Personal details
- Born: January 18, 1798 Dauphin, Pennsylvania, United States
- Died: November 27, 1835 (aged 37) Clay County, Missouri
- Known For: One of the Eight Witnesses
- Spouse(s): Ann Schott
- Parents: Peter Whitmer, Sr. Mary Musselman

= Christian Whitmer =

Witness of the Book of Mormon's golden plates

Christian Whitmer (January 18, 1798 – November 27, 1835) was the eldest son of Peter Whitmer, Sr. and Mary Musselman. He is primarily remembered as one of the Eight Witnesses of the Book of Mormon's golden plates.

==Biography==
Born in Dauphin, Pennsylvania, Whitmer moved with his parents to New York in 1809. On February 22, 1825, he married Ann Schott (1801–1866) in Fayette, New York. In June 1829 he possibly assisted Joseph Smith with the translation of a few pages of the Book of Mormon by acting as his scribe. That same month, Joseph Smith showed Whitmer, along with several of his brothers, the gold plates; Whitmer subsequently signed a declaration of the Eight Witnesses.

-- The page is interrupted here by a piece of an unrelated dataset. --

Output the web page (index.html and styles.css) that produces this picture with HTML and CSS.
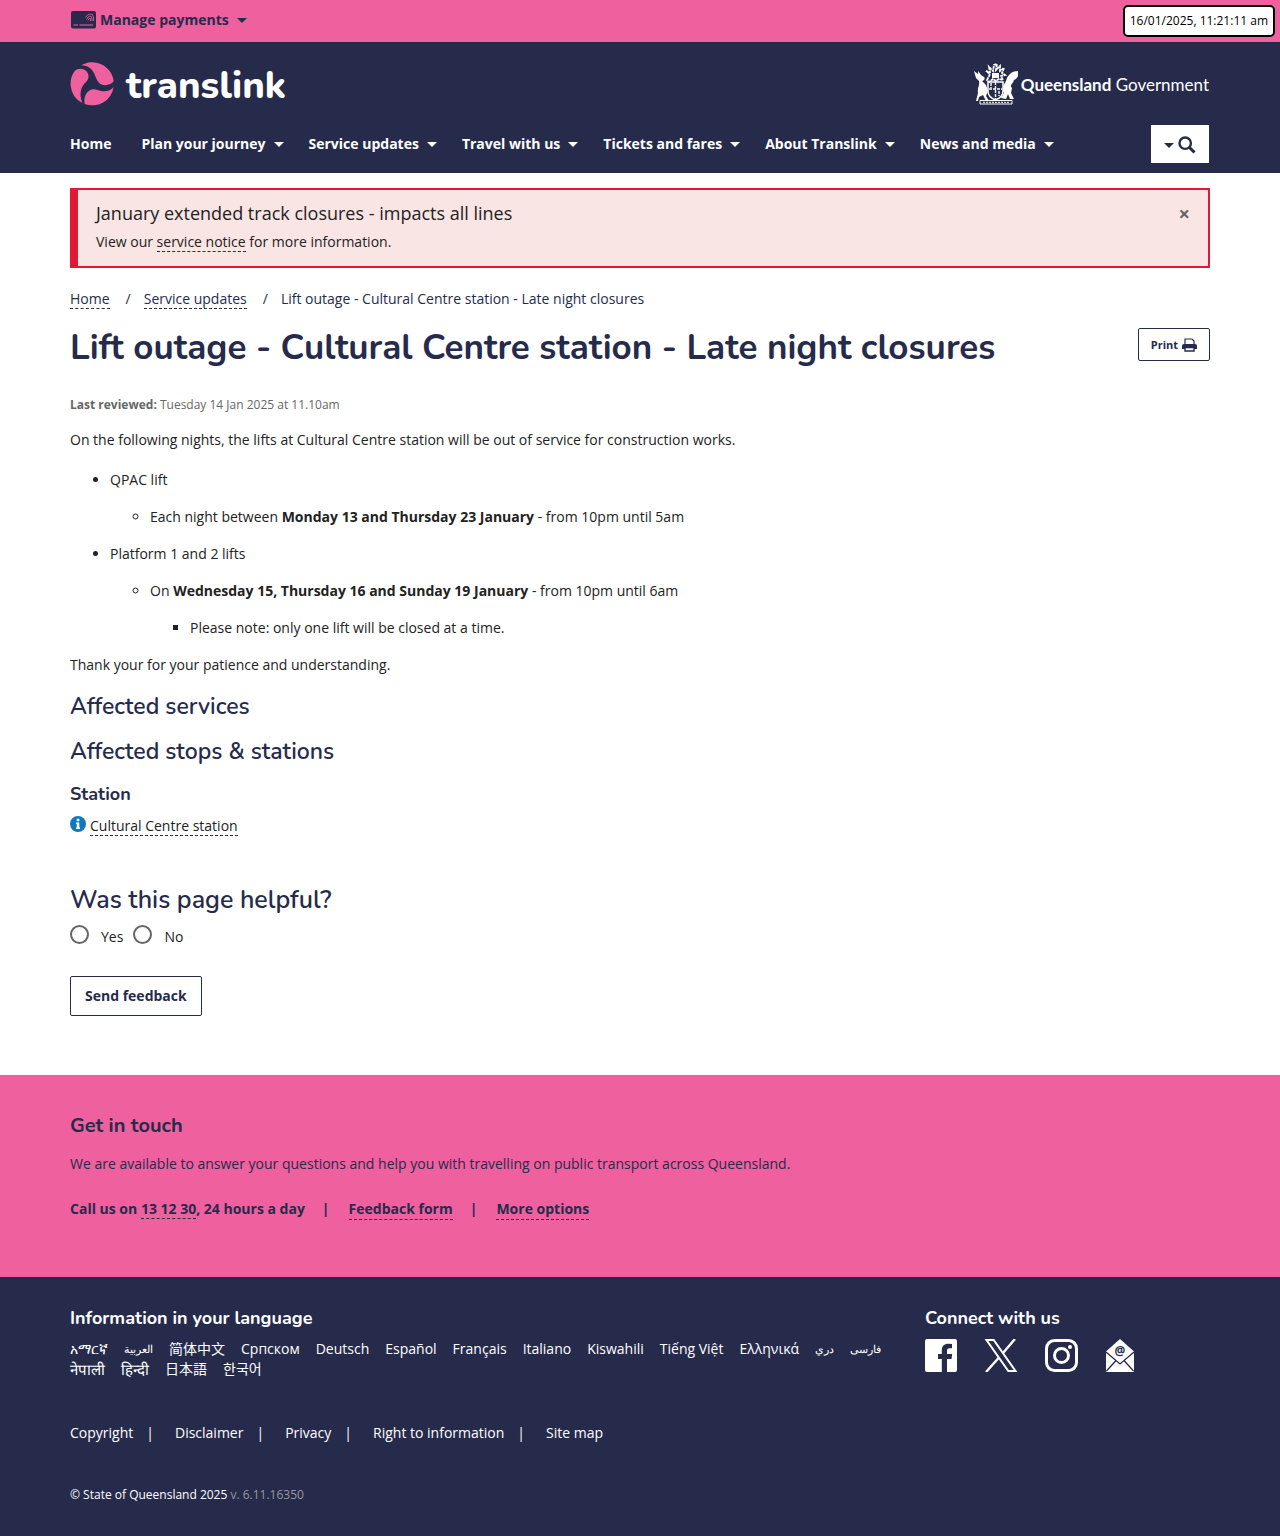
FILE: index.html
```html
<!DOCTYPE html>
<html lang="en">
<head>
<meta charset="utf-8">
<meta name="viewport" content="width=device-width, initial-scale=1">
<title>Lift outage - Cultural Centre station - Late night closures | Translink</title>
<link rel="stylesheet" href="styles.css">
</head>
<body>
<div class="topbar">
  <div class="container">
    <button type="button" class="payments">
      <svg width="26" height="18" viewBox="0 0 26 18" aria-hidden="true"><rect x="1" y="0" width="25" height="17.500" rx="2" fill="#262b4c"/><path d="M3.500 14h4.500M9.500 14H23" stroke="#ef609f" stroke-width="1"/><path d="M15.500 6.500Q17 3.500 20 3t3.500 3v4M16.500 8.500Q18 5 20 5t2 3v2M18 9.500q1-2.500 2-2.500t.5 3" fill="none" stroke="#ef609f" stroke-width=".8"/></svg>
      <span>Manage payments</span><span class="caret"></span>
    </button>
  </div>
  <time class="clock">16/01/2025, 11:21:11 am</time>
</div>
<header class="header">
  <div class="container">
    <div class="brand-row">
      <a class="brand" href="#" aria-label="Translink">
        <svg width="44" height="44" viewBox="-2 -1 132 132" aria-hidden="true" fill="#ef609f"><path d="M31 9A65 65 0 0 1 129 57C122 66 110 70 98 68C82 65 79 53 74 42C67 22 54 9 31 9Z"/><path d="M0 70A65 65 0 0 1 12 26C26 14 46 20 52 34C57 47 50 56 42 63C28 78 26 100 35 122A65 65 0 0 1 0 70Z"/><path d="M42 125C39 106 45 88 61 82C73 79 82 84 91 86C107 89 121 84 129 74A65 65 0 0 1 42 125Z"/></svg>
        <span>translink</span>
      </a>
      <a class="gov" href="#">
        <svg width="44" height="42" viewBox="0 0 44 42" aria-hidden="true" fill="#fff"><path d="M0 8l4 3V8l3 4 3 2c2 2-1 4-2 4l4 4 2 6-2 5 3 5h-3l-3-6-4 2-1 4H2l2-8c-1-5 2-8 1-12L2 15z"/><path d="M44 8c-7 0-11 5-12 10l-4 7 2 5-3 5 5 1 2-5 2 5h4l-3-6 1-5c-3-3 1-4 2-8 4-2 5-5 4-9z"/><path d="M6 37.500h32v3.500H6z" fill="none" stroke="#fff"/><path d="M9 39.300h26" stroke="#fff" stroke-dasharray="2 1"/><path d="M14 19h15v9q0 6-7.500 9Q14 34 14 28z" fill="#262b4c" stroke="#fff" stroke-width="1.500"/><path d="M15 26h13M21.500 19v17M17 20v5M25 28v5" fill="none" stroke="#fff" stroke-width="1.400" stroke-dasharray="3 1"/><path d="M13 17l3-6-4-3 4 1-1-5 4 4 1-6 3-1-1 6 4-4 0 5 4-3-2 5 3 2-4 1 2 4-4-1-3 2-3-2-4 3z" fill="none" stroke="#fff" stroke-width="1.800" stroke-dasharray="3 .6"/><path d="M18 10h7v5h-7z"/></svg>
        <span><b>Queensland</b> Government</span>
      </a>
    </div>
    <div class="nav-row">
      <nav class="nav" aria-label="Main">
        <a class="plain" href="#">Home</a>
        <a href="#">Plan your journey<span class="caret"></span></a>
        <a href="#">Service updates<span class="caret"></span></a>
        <a href="#">Travel with us<span class="caret"></span></a>
        <a href="#">Tickets and fares<span class="caret"></span></a>
        <a href="#">About Translink<span class="caret"></span></a>
        <a href="#">News and media<span class="caret"></span></a>
      </nav>
      <button type="button" class="search" aria-label="Search"><span class="caret"></span>
        <svg width="18" height="18" viewBox="0 0 18 18" aria-hidden="true" fill="none" stroke="#262b4c"><circle cx="7.200" cy="7.200" r="5.700" stroke-width="2.400"/><path d="M11.500 11.500L16.500 16.500" stroke-width="3"/></svg>
      </button>
    </div>
  </div>
</header>
<main class="container">
  <section class="alert" role="alert">
    <div><p class="alert-title">January extended track closures - impacts all lines</p>
    <p>View our <a class="link" href="#">service notice</a> for more information.</p></div>
    <button type="button" class="close" aria-label="Close">×</button>
  </section>
  <nav class="crumbs" aria-label="Breadcrumb"><a class="link" href="#">Home</a><span>/</span><a class="link" href="#">Service updates</a><span>/</span>Lift outage - Cultural Centre station - Late night closures</nav>
  <div class="title-row">
    <h1>Lift outage - Cultural Centre station - Late night closures</h1>
    <button type="button" class="print">Print
      <svg width="15" height="14" viewBox="0 0 15 14" aria-hidden="true"><path d="M3 6V1h7l2 2v3" fill="none" stroke="#262b4c" stroke-width="1.200"/><path d="M2 6h11q2 0 2 2v3H0V8q0-2 2-2z" fill="#262b4c"/><path d="M3 9.500h9V13H3z" fill="#fff" stroke="#262b4c" stroke-width="1.400"/></svg>
    </button>
  </div>
  <p class="reviewed"><b>Last reviewed:</b> Tuesday 14 Jan 2025 at 11.10am</p>
  <p>On the following nights, the lifts at Cultural Centre station will be out of service for construction works.</p>
  <ul class="notes">
    <li>QPAC lift
      <ul><li>Each night between <b>Monday 13 and Thursday 23 January</b> - from 10pm until 5am</li></ul>
    </li>
    <li>Platform 1 and 2 lifts
      <ul><li>On <b>Wednesday 15, Thursday 16 and Sunday 19 January</b> - from 10pm until 6am
        <ul><li>Please note: only one lift will be closed at a time.</li></ul></li></ul>
    </li>
  </ul>
  <p>Thank your for your patience and understanding.</p>
  <h2>Affected services</h2>
  <h2>Affected stops &amp; stations</h2>
  <h3>Station</h3>
  <p class="station"><svg width="16" height="16" viewBox="0 0 16 16" aria-hidden="true"><circle cx="8" cy="8" r="8" fill="#1178be"/><path d="M6 6.500h3.300v5H10V13H6v-1.500h.8V8H6zM6.800 2.800h2.500v2.400H6.800z" fill="#fff"/></svg><a class="link" href="#">Cultural Centre station</a></p>
  <form class="feedback">
    <h2 class="ask">Was this page helpful?</h2>
    <div class="choices">
      <input type="radio" id="yes" name="helpful"><label for="yes">Yes</label>
      <input type="radio" id="no" name="helpful"><label for="no">No</label>
    </div>
    <button type="button" class="send">Send feedback</button>
  </form>
</main>
<section class="touch">
  <div class="container">
    <h2>Get in touch</h2>
    <p>We are available to answer your questions and help you with travelling on public transport across Queensland.</p>
    <p class="contact"><span>Call us on <a class="link" href="#">13 12 30</a>, 24 hours a day</span><i>|</i><a class="link" href="#">Feedback form</a><i>|</i><a class="link" href="#">More options</a></p>
  </div>
</section>
<footer class="footer">
  <div class="container">
    <div class="footer-row">
      <section class="languages">
        <h2>Information in your language</h2>
        <div class="langs">
          <a href="#" lang="am">አማርኛ</a><a href="#" lang="ar">العربية</a><a href="#" lang="zh">简体中文</a><a href="#" lang="sr">Српском</a><a href="#" lang="de">Deutsch</a><a href="#" lang="es">Español</a><a href="#" lang="fr">Français</a><a href="#" lang="it">Italiano</a><a href="#" lang="sw">Kiswahili</a><a href="#" lang="vi">Tiếng Việt</a><a href="#" lang="el">Ελληνικά</a><a href="#" lang="prs">دري</a><a href="#" lang="fa">فارسی</a><a href="#" lang="ne">नेपाली</a><a href="#" lang="hi">हिन्दी</a><a href="#" lang="ja">日本語</a><a href="#" lang="ko">한국어</a>
        </div>
      </section>
      <section class="connect">
        <h2>Connect with us</h2>
        <div class="social">
          <a href="#" aria-label="Facebook"><svg width="32" height="33" viewBox="0 0 32 33"><path fill="#fff" d="M2 0h28q2 0 2 2v29q0 2-2 2h-8V20h4.500l.7-5H22v-3.200c0-1.500.5-2.500 2.600-2.500H27V5q-1-.2-3.700-.2c-4 0-6.500 2.300-6.500 6.500V15H13v5h3.800v13H2q-2 0-2-2V2q0-2 2-2z"/></svg></a>
          <a href="#" aria-label="X"><svg width="34" height="33" viewBox="0 0 34 33" fill="none" stroke="#fff"><path d="M2.500 1h7.200L31.500 32h-7.200z" stroke-width="2"/><path d="M31 0L19 14M15 18.500L2 33" stroke-width="2.400"/></svg></a>
          <a href="#" aria-label="Instagram"><svg width="33" height="33" viewBox="0 0 33 33" fill="none" stroke="#fff" stroke-width="3"><rect x="1.500" y="1.500" width="30" height="30" rx="8"/><circle cx="16.500" cy="16.500" r="7"/><circle cx="25" cy="8" r="2" fill="#fff" stroke="none"/></svg></a>
          <a href="#" aria-label="Email"><svg width="30" height="33" viewBox="0 0 30 33"><path fill="#fff" d="M15 0L29 12.500V32q0 1-1 1H2q-1 0-1-1V12.500z"/><path d="M1 13l14 12L29 13M1.500 32L11 21.500M28.500 32L19 21.500" fill="none" stroke="#262b4c" stroke-width="1.300"/><text x="15" y="16" text-anchor="middle" class="at">@</text></svg></a>
        </div>
      </section>
    </div>
    <p class="legal"><a href="#">Copyright</a><a href="#">Disclaimer</a><a href="#">Privacy</a><a href="#">Right to information</a><a href="#">Site map</a></p>
    <p class="copy">© State of Queensland 2025 <span>v. 6.11.16350</span></p>
  </div>
</footer>
</body>
</html>
```
FILE: styles.css
```css
* { box-sizing: border-box; }
body { margin: 0; background: #fff; color: #222; font: 14px/20px "Open Sans", "Noto Sans CJK SC", sans-serif; }
p, h1, h2, h3, ul { margin: 0; }
a { color: inherit; text-decoration: none; }
button { font: inherit; color: #262b4c; cursor: pointer; }
svg { display: block; flex: none; }
h1, h2, h3 { color: #262b4c; font-family: Nunito, Lato, sans-serif; font-weight: 700; }
h1 { font-size: 35px; line-height: 40px; }
h2 { font-size: 23px; font-weight: 600; line-height: 27px; margin-top: 18px; }
h3 { font-size: 18px; line-height: 24px; margin-top: 17px; }
.container { width: 100%; max-width: 1170px; margin: 0 auto; padding: 0 15px; }
.link { border-bottom: 1px dashed #262b4c; }
.caret { display: inline-block; border: 5px solid transparent; border-top-color: currentColor; border-bottom: 0; margin-left: 8px; }

.topbar { position: relative; background: #ef609f; height: 42px; }
.payments { display: flex; align-items: center; height: 40px; padding: 0; border: 0; background: none; font-weight: 700; }
.payments svg { margin-right: 4px; }
.clock { position: absolute; top: 5px; right: 5px; padding: 4px 5px; border: 2px solid #000; border-radius: 5px; background: #fff; color: #000; font-size: 12px; }

.header { background: #262b4c; color: #fff; padding: 20px 0 10px; }
.brand-row, .nav-row { display: flex; align-items: center; justify-content: space-between; padding-right: 1px; }
.brand { display: flex; align-items: center; gap: 12px; font: 800 38px/40px Nunito, sans-serif; }
.brand span { padding-top: 4px; }
.gov { display: flex; align-items: center; gap: 3px; font: 400 17px/24px Lato, sans-serif; }
.gov span { padding-top: 2px; }
.nav-row { margin-top: 19px; }
.nav { display: flex; gap: 25px; font-weight: 700; }
.nav a { display: flex; align-items: center; }
.nav .plain { padding-right: 5px; }
.search { display: flex; align-items: center; gap: 4px; height: 38px; padding: 2px 13px 0; border: 0; background: #fff; }
.search .caret { margin: 0; }

.alert { display: flex; justify-content: space-between; align-items: flex-start; margin-top: 15px; padding: 11px 18px 14px; border: 2px solid #e31837; border-left-width: 8px; background: #f9e5e4; }
.alert-title { font-size: 18px; line-height: 24px; margin-bottom: 7px; }
.close { border: 0; padding: 0; background: none; color: #666; font-size: 20px; font-weight: 700; line-height: 26px; }
.crumbs { margin-top: 21px; color: #262b4c; }
.crumbs span { margin: 0 13px 0 16px; }
.title-row { display: flex; justify-content: space-between; align-items: flex-start; margin-top: 19px; }
.print { display: flex; align-items: center; gap: 4px; height: 33px; padding: 0 12px; border: 1px solid #262b4c; border-radius: 2px; background: #fff; font-size: 11px; font-weight: 700; }
.reviewed { margin: 27px 0 15px; color: #666; font-size: 12px; }
.notes { margin: 20px 0 17px; }
.notes li { margin-top: 17px; }
.station { display: flex; gap: 4px; margin-top: 10px; }
.station a { line-height: 19px; }
.feedback { padding-bottom: 59px; }
.ask { margin-top: 48px; font-size: 25px; line-height: 32px; }
.choices { display: flex; margin-top: 9px; }
.choices input { appearance: none; width: 19px; height: 19px; margin: 0 12px 0 0; border: 2px solid #666; border-radius: 50%; }
.choices label { margin: 2px 10px 0 0; }
.send { display: block; height: 40px; margin-top: 29px; padding: 0 14px; border: 1px solid #262b4c; border-radius: 2px; background: #fff; font-weight: 700; }

.touch { background: #ef609f; color: #262b4c; padding: 37px 0 57px; }
.touch h2 { font-size: 20px; font-weight: 700; line-height: 28px; margin: 0 0 14px; }
.contact { display: flex; margin-top: 25px; font-weight: 700; }
.contact i { margin: 0 19px 0 17px; font-style: normal; }

.footer { background: #262b4c; color: #fff; padding: 29px 0 31px; }
.footer h2 { margin: 0; color: #fff; font-size: 18px; font-weight: 700; line-height: 24px; }
.footer-row { display: grid; grid-template-columns: 3fr 1fr; }
.langs { display: flex; flex-wrap: wrap; column-gap: 16px; margin-top: 9px; padding-right: 30px; }
.langs :lang(ar), .langs :lang(prs), .langs :lang(fa) { font-size: 11px; }
.langs :lang(ne), .langs :lang(hi) { font-size: 15px; }
.social { display: flex; gap: 27px; margin-top: 9px; }
.at { font: 700 12px "Open Sans", sans-serif; fill: #262b4c; }
.legal { display: flex; margin-top: 44px; }
.legal a + a::before { content: "|"; margin: 0 21px 0 13px; }
.copy { margin-top: 42px; font-size: 12px; }
.copy span { color: #999; }
```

On April 11, 1830, he and Ann were baptized into the newly organized Church of Christ. Upon its organization, Whitmer was made a teacher in the church. They subsequently moved to Jackson County, Missouri, where Whitmer was appointed a leading elder of the church.

By 1835, Whitmer and his family had relocated to the new Latter Day Saint settlement of Far West, Missouri, where Whitmer was a member of the high council. He died there on November 27, 1835, leaving no children. His widow, Ann, eventually returned to Fayette.